Il faut bien sûr que de tels propos soient étayés, sous peine d’en rester à l’incantation. Tufecki analyse l’exemple du coup d’État de juillet 2016 en Turquie, celui des fermes à trolls russes, où des employés tiennent chacun des dizaines de comptes pseudonymes sur les réseaux sociaux, lors du rapprochement Suède-Otan, inondant les forums suédois de théories du complot, ou encore celui de la Chine, à la lumière des études de King, Pan et Roberts. Ces derniers montrent que la censure chinoise interne, très efficace, ne se limite pas à la « Muraille de Chine numérique » et ne consiste pas à supprimer tout message critique du pouvoir, mais opère sur deux fronts.

Il n’y avait pas de raison pour que les GAFAs soient les seuls à avoir compris que l’attention était la ressource vitale de l’époque, et qu’elle était limitée.

Elle retire les messages qui émanent d’acteurs proches géographiquement et appelant à l’action collective : il ne s’agit pas de bloquer des discours mais bien de prévenir des actes. Elle consiste aussi à produire de la distraction. Le « 50 cents party », peut-être composé de centaines de milliers, voire de millions, de membres œuvrant pour le régime, poste en masse lors de moments sensibles sur des sujets sans lien avec cette actualité précise, pour créer d’autres points d’attention, pour créer l’équivalent du sujet tendance (trending topic). Il n’y avait pas de raison, il est vrai, pour que les GAFAs soient les seuls à avoir compris que l’attention était la ressource vitale de l’époque, et qu’elle était limitée.

Un tel axe de lecture était également au centre de l’essai, qui a énormément circulé, de Peter Pomerantsev, Rien n’est vrai, tout est possible (Nothing Is True and Everything Is Possible : The Surreal Heart of the New Russia, Public Affairs, 2014, tr. Fr. Marie Deschamps, Paris, Saint-Simon Editions, 2015). En surface, l’ouvrage relève du genre de l’essai autobiographique : il traite de l’expérience de l’auteur, né en URSS, exilé en Europe, en Grande Bretagne notamment, dans les années 1970, puis revenu en Russie pour travailler dans l’industrie audiovisuelle et dans la télé-réalité au tournant des années 2000. On y voit la reprise en mains de l’économie par de grands groupes, sous la houlette du pouvoir, l’importation des genres les plus trash de la télé-réalité occidentale, et on peut même suivre Pomerantsev en Sibérie orientale, en compagnie d’un ancien mafieux dont la série Spets, réalisée sans décors et visiblement à balles réelles, ferait presque passer les films de Troma Productions pour du cinéma d’art et d’essai.

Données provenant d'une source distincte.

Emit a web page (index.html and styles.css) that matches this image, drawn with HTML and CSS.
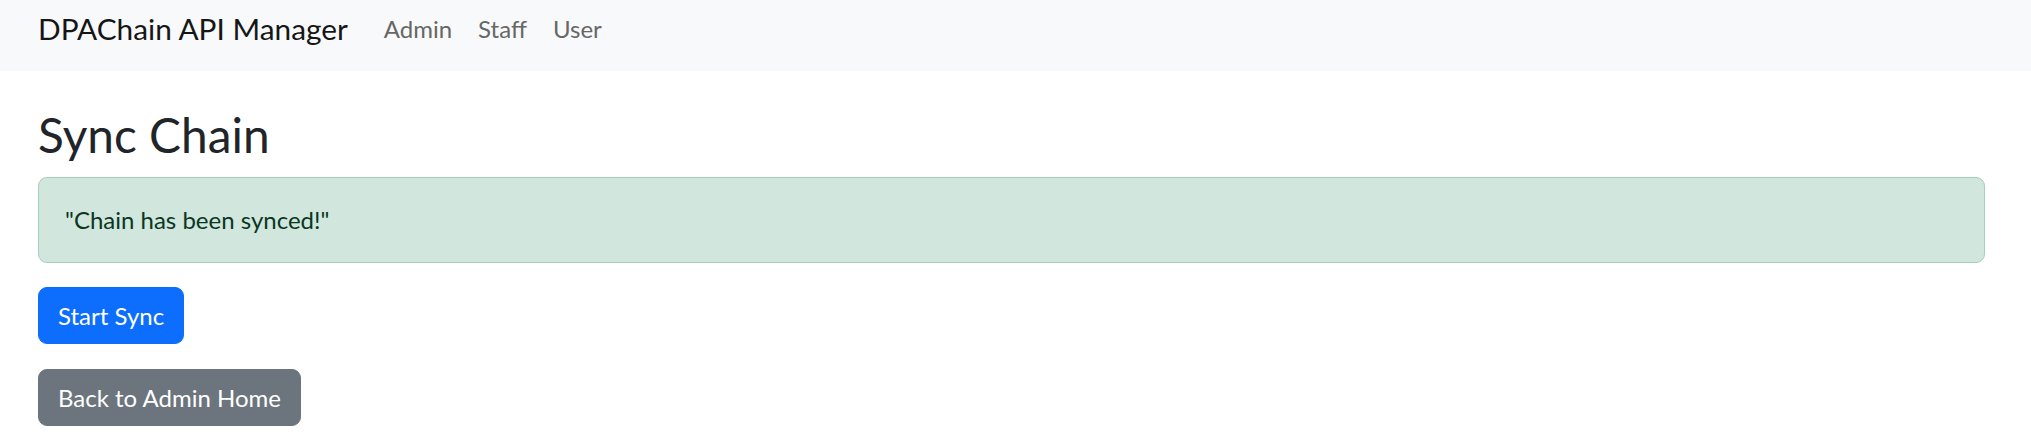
FILE: index.html
```html
<!DOCTYPE html>
<html lang="en">
<head>
<meta charset="utf-8">
<title>Sync Chain</title>
<link rel="stylesheet" href="styles.css">
</head>
<body>
<nav class="navbar">
  <a class="brand" href="#">DPAChain API Manager</a>
  <ul class="nav">
    <li><a class="nav-link" href="#">Admin</a></li>
    <li><a class="nav-link" href="#">Staff</a></li>
    <li><a class="nav-link" href="#">User</a></li>
  </ul>
</nav>
<main class="container">
  <h1 class="title">Sync Chain</h1>
  <div class="alert">"Chain has been synced!"</div>
  <div class="actions">
    <button class="btn btn-primary" type="button">Start Sync</button>
    <a class="btn btn-secondary" href="#">Back to Admin Home</a>
  </div>
</main>
</body>
</html>
```
FILE: styles.css
```css
* { box-sizing: border-box; }
body {
  margin: 0;
  font-family: Lato, "Liberation Sans", sans-serif;
  font-size: 24px;
  line-height: 1.5;
  color: #212529;
  background: #fff;
}
a { text-decoration: none; }

.navbar {
  display: flex;
  align-items: flex-start;
  height: 71px;
  padding: 6px 46px 0 38px;
  background: #f8f9fa;
}
.brand {
  font-size: 29.8px;
  line-height: 45px;
  color: #161616;
  margin-right: 23px;
}
.nav {
  display: flex;
  list-style: none;
  margin: 0;
  padding: 0;
}
.nav-link {
  display: block;
  padding: 0 13px;
  font-size: 24px;
  line-height: 45px;
  color: #676767;
}

.container {
  padding: 0 46px 0 38px;
}
.title {
  margin: 35px 0 14px;
  font-size: 47.8px;
  font-weight: 400;
  line-height: 1.2;
  color: #212529;
}
.alert {
  padding: 24px 24px 24px 26px;
  margin-bottom: 24px;
  line-height: 36px;
  color: #0a3622;
  background: #d1e7dd;
  border: 1px solid #a3cfbb;
  border-radius: 9px;
}
.actions {
  display: flex;
  flex-direction: column;
  align-items: flex-start;
  gap: 25px;
}
.btn {
  display: inline-block;
  padding: 9px 19px;
  font-family: inherit;
  font-size: 24px;
  line-height: 37px;
  color: #fff;
  border: 1px solid transparent;
  border-radius: 9px;
  cursor: pointer;
}
.btn-primary { background: #0d6efd; border-color: #0d6efd; }
.btn-secondary { background: #6c757d; border-color: #6c757d; }
```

C’est un monde fou, où « Tout est possible ». Mais ce qui a frappé les lecteurs, c’est la première partie du titre, « Rien n’est vrai », l’évocation des nouvelles formes de propagande et du phénomène de l’infox. Dans le livre, qui a inspiré le documentaire de Curtis évoqué plus haut, Pomerantsev donnait notamment un portrait de Surkov, qui « aime invoquer les nouveaux textes postmodernes qui viennent d’être traduits en russe, la désagrégation des grands récits, l’impossibilité de la vérité, la façon dont tout n’est que “simulacrum” et “simulacra” … et l’instant d’après […] dit combien il méprise le relativisme et aime le conservatisme, avant de citer le Sunflower Sutra d’Allen Ginsberg, en anglais et par cœur. »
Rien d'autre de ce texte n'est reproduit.